▶ _Data provided_
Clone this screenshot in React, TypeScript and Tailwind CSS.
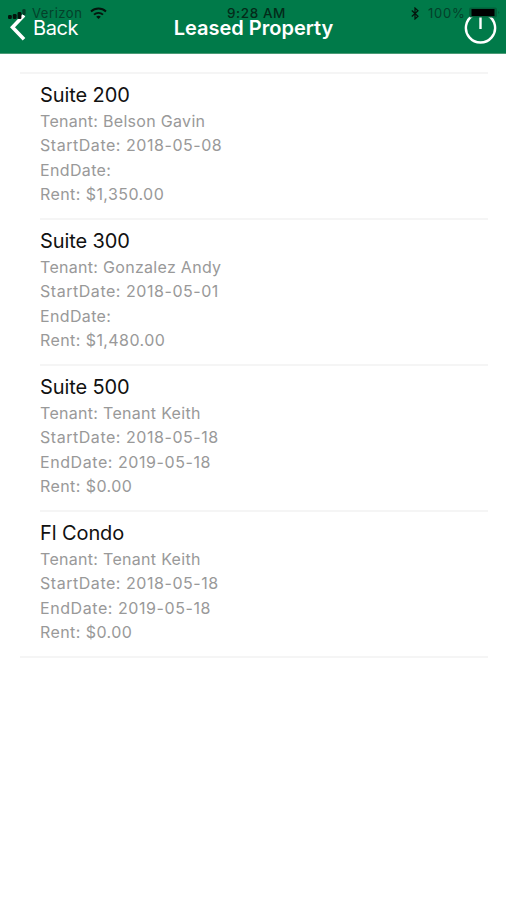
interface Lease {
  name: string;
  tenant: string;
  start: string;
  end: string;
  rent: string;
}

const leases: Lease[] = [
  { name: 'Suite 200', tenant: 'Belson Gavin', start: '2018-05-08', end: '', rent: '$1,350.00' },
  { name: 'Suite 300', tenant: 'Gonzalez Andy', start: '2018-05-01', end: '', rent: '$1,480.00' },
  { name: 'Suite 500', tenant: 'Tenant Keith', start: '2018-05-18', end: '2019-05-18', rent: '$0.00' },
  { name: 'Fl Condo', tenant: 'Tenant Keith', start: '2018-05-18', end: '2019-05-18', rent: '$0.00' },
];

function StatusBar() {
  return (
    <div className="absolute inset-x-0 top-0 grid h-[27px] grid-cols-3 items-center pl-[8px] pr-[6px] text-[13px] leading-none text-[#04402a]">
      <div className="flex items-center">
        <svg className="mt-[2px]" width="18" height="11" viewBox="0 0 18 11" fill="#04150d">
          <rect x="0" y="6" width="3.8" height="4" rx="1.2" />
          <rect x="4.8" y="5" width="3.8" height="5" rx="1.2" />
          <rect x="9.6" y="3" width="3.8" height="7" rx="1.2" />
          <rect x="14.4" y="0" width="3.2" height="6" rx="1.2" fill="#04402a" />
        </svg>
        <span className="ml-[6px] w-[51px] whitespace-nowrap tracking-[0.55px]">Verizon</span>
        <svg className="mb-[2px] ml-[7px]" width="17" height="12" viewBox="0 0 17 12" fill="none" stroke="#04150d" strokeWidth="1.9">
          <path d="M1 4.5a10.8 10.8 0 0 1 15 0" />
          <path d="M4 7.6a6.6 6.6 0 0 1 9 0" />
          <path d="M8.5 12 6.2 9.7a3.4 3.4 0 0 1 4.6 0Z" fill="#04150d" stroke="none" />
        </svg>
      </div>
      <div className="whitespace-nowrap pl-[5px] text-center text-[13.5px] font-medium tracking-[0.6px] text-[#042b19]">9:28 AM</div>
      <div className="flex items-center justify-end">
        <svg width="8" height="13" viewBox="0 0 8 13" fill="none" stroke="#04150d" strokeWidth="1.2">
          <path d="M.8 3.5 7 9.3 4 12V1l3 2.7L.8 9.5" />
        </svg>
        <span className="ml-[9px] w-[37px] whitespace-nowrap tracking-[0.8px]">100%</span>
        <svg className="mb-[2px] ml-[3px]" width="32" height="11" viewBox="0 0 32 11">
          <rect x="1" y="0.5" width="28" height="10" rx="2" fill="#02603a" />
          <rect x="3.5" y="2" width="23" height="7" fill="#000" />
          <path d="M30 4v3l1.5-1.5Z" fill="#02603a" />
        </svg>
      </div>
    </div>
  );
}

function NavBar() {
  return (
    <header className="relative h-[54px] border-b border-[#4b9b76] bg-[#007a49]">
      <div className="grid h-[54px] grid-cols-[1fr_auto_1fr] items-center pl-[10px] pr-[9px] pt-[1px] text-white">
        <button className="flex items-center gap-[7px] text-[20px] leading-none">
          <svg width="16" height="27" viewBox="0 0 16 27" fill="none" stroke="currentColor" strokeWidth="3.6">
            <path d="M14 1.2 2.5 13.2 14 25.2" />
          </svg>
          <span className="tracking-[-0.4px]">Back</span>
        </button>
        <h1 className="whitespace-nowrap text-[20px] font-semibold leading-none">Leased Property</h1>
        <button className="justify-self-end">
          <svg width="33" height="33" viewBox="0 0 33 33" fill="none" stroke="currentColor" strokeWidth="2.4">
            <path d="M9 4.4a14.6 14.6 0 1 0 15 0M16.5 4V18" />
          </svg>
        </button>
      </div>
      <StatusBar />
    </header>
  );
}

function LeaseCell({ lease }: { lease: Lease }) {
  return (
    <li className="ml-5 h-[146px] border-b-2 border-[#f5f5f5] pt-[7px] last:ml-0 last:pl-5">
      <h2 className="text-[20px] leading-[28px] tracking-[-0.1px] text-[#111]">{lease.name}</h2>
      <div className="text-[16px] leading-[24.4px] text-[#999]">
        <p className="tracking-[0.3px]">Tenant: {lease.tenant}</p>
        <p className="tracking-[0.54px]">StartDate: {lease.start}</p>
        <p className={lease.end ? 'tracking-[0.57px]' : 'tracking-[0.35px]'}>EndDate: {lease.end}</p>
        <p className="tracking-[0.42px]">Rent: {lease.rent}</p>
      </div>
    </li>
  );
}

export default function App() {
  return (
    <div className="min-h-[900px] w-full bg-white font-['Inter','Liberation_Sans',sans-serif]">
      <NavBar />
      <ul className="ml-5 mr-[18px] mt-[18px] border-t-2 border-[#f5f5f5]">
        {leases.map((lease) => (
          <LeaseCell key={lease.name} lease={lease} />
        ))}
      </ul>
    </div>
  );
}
* * *
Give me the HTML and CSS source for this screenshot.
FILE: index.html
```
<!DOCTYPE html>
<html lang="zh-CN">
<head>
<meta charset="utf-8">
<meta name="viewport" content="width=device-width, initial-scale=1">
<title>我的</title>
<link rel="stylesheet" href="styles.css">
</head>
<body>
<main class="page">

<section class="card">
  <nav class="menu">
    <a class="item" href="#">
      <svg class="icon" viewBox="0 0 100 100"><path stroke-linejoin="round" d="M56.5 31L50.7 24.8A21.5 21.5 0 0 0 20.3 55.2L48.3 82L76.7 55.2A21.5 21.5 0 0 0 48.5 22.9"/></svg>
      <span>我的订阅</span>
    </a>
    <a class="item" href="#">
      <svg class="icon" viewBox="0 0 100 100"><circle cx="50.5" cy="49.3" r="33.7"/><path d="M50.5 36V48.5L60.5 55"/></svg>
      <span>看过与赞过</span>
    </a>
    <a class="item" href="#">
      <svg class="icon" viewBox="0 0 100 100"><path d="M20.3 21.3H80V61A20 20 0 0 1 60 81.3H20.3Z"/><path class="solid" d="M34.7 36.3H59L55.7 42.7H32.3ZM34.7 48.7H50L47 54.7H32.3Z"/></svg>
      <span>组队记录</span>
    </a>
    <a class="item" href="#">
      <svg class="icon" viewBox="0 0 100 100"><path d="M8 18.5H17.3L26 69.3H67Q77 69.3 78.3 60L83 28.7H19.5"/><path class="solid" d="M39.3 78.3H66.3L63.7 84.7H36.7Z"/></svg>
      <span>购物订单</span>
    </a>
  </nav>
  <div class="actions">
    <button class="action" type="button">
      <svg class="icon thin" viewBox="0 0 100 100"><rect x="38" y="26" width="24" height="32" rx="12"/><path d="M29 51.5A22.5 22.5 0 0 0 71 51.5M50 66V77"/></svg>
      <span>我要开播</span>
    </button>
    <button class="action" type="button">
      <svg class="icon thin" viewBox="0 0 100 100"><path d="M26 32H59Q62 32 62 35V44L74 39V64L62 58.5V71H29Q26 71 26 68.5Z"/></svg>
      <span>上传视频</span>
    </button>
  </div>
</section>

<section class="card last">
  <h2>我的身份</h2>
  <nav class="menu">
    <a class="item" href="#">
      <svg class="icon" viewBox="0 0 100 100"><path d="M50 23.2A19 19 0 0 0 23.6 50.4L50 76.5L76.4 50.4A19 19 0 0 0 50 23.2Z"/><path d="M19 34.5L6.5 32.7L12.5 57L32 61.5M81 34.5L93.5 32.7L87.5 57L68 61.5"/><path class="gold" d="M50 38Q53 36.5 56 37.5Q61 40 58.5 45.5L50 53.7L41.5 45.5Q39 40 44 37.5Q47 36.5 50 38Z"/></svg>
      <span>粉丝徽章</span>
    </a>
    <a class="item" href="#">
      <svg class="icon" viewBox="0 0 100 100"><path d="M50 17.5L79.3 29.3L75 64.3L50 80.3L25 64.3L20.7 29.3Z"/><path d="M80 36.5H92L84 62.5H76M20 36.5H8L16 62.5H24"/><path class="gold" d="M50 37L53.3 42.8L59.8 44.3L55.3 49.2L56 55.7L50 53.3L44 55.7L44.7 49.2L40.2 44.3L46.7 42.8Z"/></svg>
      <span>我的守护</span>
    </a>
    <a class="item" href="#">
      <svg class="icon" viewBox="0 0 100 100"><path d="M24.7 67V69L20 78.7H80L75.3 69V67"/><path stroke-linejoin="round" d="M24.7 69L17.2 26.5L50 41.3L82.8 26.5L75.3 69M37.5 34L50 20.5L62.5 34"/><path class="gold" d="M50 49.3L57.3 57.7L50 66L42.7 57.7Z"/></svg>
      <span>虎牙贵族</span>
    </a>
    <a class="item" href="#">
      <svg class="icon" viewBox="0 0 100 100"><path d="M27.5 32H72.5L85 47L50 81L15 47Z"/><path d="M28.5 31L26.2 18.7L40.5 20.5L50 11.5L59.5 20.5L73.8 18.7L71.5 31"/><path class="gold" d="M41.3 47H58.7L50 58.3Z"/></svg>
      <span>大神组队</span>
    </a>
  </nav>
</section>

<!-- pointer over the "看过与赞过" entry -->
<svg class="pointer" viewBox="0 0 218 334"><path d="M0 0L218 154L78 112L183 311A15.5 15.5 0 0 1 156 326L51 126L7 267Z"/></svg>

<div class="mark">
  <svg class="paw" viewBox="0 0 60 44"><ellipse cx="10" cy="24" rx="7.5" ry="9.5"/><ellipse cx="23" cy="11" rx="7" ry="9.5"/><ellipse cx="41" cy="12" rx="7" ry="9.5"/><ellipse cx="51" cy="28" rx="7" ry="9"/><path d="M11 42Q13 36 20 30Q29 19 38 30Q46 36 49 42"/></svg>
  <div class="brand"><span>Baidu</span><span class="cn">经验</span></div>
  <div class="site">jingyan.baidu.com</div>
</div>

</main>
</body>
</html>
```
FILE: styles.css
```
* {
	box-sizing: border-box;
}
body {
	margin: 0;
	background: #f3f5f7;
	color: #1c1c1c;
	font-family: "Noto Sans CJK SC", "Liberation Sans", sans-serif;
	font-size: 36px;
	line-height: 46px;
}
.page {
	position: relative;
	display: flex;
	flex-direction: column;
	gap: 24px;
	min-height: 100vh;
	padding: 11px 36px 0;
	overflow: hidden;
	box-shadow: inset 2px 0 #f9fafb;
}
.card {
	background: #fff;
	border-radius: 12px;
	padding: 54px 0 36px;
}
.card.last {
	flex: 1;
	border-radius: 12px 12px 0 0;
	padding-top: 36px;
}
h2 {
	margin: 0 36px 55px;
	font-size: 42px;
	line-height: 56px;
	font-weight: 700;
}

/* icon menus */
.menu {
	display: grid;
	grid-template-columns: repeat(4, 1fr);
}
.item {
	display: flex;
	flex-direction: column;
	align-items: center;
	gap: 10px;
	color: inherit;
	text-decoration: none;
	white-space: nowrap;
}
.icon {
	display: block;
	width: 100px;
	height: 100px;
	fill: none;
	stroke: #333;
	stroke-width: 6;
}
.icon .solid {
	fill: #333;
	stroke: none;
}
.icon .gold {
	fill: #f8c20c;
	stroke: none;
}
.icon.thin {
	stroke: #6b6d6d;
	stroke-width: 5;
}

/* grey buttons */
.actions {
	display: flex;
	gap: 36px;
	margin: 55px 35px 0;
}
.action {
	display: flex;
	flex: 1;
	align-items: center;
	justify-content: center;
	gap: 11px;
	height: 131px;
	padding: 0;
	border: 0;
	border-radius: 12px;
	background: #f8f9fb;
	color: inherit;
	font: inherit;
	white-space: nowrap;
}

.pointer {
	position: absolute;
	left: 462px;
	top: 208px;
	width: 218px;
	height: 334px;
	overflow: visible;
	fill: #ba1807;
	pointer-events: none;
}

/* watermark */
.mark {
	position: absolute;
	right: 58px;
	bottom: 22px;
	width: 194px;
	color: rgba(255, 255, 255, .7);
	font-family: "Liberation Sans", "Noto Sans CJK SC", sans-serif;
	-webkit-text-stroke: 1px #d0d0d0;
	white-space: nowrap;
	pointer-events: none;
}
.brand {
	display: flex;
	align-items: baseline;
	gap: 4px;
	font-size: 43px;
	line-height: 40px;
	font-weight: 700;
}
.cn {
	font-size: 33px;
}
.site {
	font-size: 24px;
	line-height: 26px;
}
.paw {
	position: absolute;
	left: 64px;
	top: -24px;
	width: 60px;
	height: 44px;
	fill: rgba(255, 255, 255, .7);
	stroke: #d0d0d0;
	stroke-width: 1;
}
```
==
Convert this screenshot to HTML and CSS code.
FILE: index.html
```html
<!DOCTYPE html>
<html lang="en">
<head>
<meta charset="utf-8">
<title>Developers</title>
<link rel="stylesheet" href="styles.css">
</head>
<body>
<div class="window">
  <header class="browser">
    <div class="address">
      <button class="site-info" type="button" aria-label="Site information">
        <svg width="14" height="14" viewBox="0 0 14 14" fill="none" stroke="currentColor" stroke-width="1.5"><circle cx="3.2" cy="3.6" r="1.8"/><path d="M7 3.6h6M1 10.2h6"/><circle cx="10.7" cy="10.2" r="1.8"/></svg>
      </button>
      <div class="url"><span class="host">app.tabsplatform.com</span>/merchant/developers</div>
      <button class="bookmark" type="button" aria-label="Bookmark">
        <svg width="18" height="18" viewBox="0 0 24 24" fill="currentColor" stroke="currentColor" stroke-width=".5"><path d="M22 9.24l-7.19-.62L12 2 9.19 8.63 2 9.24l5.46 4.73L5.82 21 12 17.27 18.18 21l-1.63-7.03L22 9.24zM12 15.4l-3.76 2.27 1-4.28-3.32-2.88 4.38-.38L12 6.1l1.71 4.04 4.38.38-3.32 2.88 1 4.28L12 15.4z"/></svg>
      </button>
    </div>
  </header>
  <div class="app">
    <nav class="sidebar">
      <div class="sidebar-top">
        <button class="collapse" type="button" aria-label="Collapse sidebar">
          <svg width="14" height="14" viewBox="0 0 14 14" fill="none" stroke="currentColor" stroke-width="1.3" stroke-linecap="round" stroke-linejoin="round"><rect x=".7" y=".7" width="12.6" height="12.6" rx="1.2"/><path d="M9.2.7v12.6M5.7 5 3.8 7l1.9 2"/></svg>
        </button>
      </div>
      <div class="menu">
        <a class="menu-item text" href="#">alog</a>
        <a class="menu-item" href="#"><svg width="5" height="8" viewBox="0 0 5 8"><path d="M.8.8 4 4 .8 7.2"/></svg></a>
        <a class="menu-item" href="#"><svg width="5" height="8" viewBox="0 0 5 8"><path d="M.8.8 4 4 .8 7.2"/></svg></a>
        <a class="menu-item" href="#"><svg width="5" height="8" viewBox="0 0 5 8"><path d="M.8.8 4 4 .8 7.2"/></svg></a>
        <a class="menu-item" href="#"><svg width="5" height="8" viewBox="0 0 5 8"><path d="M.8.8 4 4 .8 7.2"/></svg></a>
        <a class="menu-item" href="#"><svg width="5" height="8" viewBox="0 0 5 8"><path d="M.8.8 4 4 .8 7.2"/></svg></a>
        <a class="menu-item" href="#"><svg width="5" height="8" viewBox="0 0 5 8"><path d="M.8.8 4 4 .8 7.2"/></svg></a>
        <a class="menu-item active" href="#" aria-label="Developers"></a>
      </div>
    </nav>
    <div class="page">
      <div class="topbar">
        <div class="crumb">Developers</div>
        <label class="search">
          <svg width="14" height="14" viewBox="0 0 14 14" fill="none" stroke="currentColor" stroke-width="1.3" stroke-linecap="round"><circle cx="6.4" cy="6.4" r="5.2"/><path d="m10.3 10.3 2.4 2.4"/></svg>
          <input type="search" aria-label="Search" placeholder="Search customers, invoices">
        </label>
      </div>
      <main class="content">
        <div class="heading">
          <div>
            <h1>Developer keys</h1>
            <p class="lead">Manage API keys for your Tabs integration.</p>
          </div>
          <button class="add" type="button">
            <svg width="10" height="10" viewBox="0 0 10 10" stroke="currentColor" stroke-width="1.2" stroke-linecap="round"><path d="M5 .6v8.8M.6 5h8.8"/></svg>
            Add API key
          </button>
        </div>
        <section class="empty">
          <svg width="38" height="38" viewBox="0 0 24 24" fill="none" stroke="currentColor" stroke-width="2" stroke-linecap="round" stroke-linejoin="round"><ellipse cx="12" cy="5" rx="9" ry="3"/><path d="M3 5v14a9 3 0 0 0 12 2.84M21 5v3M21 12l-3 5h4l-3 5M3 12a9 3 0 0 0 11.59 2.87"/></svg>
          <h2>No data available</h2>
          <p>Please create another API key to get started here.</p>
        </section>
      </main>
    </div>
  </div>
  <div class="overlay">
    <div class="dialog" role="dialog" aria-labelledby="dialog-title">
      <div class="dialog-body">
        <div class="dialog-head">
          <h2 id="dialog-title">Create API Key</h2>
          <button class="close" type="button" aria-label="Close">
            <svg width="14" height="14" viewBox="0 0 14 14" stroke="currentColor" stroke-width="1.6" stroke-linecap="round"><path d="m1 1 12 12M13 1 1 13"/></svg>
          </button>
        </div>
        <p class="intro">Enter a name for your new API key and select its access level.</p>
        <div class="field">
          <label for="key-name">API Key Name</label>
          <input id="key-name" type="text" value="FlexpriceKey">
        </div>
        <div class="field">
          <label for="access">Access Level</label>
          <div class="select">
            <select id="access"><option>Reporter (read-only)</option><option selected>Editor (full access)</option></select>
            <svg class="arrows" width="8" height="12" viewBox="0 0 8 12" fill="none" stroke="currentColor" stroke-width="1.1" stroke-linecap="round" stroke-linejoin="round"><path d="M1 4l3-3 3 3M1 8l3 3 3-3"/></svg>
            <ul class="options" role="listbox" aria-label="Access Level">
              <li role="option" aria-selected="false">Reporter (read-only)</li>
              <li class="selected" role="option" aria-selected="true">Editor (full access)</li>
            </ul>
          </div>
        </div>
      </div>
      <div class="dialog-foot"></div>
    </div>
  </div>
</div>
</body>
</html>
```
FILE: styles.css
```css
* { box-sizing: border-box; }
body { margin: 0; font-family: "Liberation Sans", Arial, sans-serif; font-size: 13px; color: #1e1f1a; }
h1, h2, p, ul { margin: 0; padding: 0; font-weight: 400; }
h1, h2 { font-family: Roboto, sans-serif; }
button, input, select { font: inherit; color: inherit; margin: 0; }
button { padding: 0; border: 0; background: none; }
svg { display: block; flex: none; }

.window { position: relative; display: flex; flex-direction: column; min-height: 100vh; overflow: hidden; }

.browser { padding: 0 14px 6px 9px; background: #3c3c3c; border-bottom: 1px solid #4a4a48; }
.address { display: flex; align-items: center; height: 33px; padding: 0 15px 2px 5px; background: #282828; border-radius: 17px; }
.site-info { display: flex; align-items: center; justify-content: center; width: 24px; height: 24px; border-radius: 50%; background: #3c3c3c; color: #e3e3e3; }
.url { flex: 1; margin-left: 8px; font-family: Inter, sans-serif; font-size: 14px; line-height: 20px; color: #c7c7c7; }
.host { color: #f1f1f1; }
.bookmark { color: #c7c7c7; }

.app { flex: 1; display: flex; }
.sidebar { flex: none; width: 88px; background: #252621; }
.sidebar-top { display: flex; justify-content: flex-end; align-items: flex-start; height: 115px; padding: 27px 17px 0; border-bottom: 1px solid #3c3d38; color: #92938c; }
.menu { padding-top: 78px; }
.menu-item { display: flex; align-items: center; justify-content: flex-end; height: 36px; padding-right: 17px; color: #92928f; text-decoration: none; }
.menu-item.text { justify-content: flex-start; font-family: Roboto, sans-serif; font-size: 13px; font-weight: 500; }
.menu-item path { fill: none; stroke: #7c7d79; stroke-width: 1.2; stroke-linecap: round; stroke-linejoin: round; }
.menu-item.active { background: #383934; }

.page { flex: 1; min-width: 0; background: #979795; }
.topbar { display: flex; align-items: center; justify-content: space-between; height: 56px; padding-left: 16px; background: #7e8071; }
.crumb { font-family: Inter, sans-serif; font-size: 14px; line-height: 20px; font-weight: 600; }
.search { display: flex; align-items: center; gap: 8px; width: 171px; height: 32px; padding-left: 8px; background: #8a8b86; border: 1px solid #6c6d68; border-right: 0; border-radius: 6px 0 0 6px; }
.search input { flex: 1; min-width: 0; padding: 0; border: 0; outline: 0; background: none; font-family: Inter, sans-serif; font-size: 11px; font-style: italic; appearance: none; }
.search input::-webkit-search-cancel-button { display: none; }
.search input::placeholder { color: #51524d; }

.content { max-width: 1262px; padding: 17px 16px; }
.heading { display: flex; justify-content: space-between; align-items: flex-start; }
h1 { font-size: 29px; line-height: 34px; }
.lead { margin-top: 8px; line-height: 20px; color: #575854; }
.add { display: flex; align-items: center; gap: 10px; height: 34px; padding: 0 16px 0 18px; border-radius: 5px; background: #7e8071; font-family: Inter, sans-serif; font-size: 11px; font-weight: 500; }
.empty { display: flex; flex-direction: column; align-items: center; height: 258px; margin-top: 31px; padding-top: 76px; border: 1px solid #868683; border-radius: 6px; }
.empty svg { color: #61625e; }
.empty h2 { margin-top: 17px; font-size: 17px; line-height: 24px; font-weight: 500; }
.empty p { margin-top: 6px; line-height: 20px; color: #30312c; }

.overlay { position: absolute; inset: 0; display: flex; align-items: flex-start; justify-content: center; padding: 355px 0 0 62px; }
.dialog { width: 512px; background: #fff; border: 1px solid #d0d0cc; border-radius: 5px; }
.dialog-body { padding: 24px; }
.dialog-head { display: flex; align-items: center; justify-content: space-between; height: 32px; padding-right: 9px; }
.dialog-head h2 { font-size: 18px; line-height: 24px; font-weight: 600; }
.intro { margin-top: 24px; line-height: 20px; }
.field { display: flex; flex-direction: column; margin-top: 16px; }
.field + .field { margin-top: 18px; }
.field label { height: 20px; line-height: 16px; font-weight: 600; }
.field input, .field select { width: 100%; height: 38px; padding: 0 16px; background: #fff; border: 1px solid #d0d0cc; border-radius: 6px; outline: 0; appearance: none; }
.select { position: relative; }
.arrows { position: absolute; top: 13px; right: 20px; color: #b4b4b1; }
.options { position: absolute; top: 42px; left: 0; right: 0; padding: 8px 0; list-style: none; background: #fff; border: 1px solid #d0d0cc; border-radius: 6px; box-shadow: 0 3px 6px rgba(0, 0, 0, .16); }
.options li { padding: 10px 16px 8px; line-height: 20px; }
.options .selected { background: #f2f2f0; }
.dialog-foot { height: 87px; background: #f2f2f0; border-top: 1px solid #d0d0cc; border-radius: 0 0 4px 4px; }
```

▶ _Task goal_
Lines containing the word "screenshot" must all be returned from the material above.

▶ _Solution to this task_
Clone this screenshot in React, TypeScript and Tailwind CSS.
Give me the HTML and CSS source for this screenshot.
Convert this screenshot to HTML and CSS code.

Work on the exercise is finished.